-- Begin --
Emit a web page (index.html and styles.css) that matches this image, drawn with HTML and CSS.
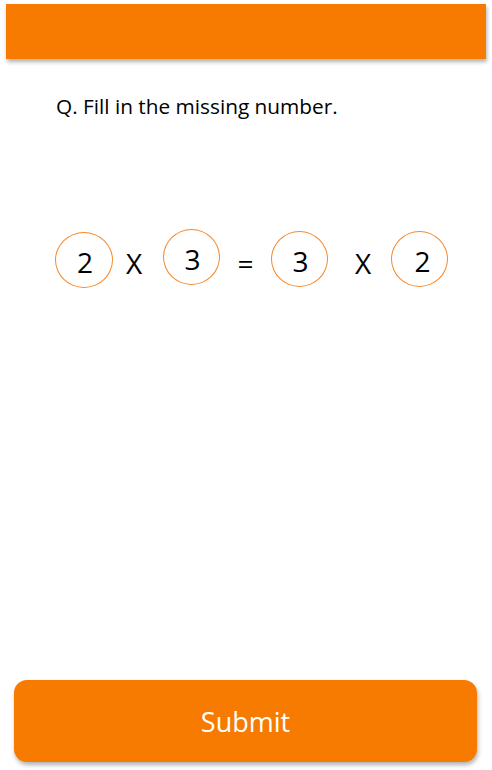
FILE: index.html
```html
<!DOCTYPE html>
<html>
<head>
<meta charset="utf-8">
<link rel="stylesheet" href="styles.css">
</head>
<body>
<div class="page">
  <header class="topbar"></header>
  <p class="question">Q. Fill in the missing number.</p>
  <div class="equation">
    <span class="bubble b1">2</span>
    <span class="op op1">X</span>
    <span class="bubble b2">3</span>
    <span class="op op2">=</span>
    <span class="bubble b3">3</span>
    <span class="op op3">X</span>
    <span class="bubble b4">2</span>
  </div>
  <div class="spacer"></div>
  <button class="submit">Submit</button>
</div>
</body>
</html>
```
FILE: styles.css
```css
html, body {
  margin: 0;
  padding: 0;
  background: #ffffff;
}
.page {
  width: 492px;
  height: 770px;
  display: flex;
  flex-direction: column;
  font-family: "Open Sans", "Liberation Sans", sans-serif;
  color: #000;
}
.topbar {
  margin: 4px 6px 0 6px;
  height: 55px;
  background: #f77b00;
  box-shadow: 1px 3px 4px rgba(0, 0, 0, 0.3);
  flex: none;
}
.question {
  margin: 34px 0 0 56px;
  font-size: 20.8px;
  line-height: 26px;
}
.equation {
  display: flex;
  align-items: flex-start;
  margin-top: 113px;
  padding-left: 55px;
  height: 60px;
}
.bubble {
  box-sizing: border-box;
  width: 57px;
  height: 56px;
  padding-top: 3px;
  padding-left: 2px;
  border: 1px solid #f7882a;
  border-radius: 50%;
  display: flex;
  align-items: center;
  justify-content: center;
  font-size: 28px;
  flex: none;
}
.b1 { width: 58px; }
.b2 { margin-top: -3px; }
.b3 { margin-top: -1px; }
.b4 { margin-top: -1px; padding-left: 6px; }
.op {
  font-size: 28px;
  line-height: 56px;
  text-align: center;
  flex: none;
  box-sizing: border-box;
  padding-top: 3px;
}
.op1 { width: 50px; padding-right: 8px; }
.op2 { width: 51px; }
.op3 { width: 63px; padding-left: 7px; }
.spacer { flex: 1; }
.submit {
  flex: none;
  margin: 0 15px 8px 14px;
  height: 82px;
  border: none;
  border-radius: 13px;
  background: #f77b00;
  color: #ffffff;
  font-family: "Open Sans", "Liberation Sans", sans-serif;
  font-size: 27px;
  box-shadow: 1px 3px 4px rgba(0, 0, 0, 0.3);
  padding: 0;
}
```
-- End --
Exercise prompt: Copy out all of the material exactly as written, without its pictures.

Problem solution:
Emit a web page (index.html and styles.css) that matches this image, drawn with HTML and CSS.
FILE: index.html
```html
<!DOCTYPE html>
<html>
<head>
<meta charset="utf-8">
<link rel="stylesheet" href="styles.css">
</head>
<body>
<div class="page">
  <header class="topbar"></header>
  <p class="question">Q. Fill in the missing number.</p>
  <div class="equation">
    <span class="bubble b1">2</span>
    <span class="op op1">X</span>
    <span class="bubble b2">3</span>
    <span class="op op2">=</span>
    <span class="bubble b3">3</span>
    <span class="op op3">X</span>
    <span class="bubble b4">2</span>
  </div>
  <div class="spacer"></div>
  <button class="submit">Submit</button>
</div>
</body>
</html>
```
FILE: styles.css
```css
html, body {
  margin: 0;
  padding: 0;
  background: #ffffff;
}
.page {
  width: 492px;
  height: 770px;
  display: flex;
  flex-direction: column;
  font-family: "Open Sans", "Liberation Sans", sans-serif;
  color: #000;
}
.topbar {
  margin: 4px 6px 0 6px;
  height: 55px;
  background: #f77b00;
  box-shadow: 1px 3px 4px rgba(0, 0, 0, 0.3);
  flex: none;
}
.question {
  margin: 34px 0 0 56px;
  font-size: 20.8px;
  line-height: 26px;
}
.equation {
  display: flex;
  align-items: flex-start;
  margin-top: 113px;
  padding-left: 55px;
  height: 60px;
}
.bubble {
  box-sizing: border-box;
  width: 57px;
  height: 56px;
  padding-top: 3px;
  padding-left: 2px;
  border: 1px solid #f7882a;
  border-radius: 50%;
  display: flex;
  align-items: center;
  justify-content: center;
  font-size: 28px;
  flex: none;
}
.b1 { width: 58px; }
.b2 { margin-top: -3px; }
.b3 { margin-top: -1px; }
.b4 { margin-top: -1px; padding-left: 6px; }
.op {
  font-size: 28px;
  line-height: 56px;
  text-align: center;
  flex: none;
  box-sizing: border-box;
  padding-top: 3px;
}
.op1 { width: 50px; padding-right: 8px; }
.op2 { width: 51px; }
.op3 { width: 63px; padding-left: 7px; }
.spacer { flex: 1; }
.submit {
  flex: none;
  margin: 0 15px 8px 14px;
  height: 82px;
  border: none;
  border-radius: 13px;
  background: #f77b00;
  color: #ffffff;
  font-family: "Open Sans", "Liberation Sans", sans-serif;
  font-size: 27px;
  box-shadow: 1px 3px 4px rgba(0, 0, 0, 0.3);
  padding: 0;
}
```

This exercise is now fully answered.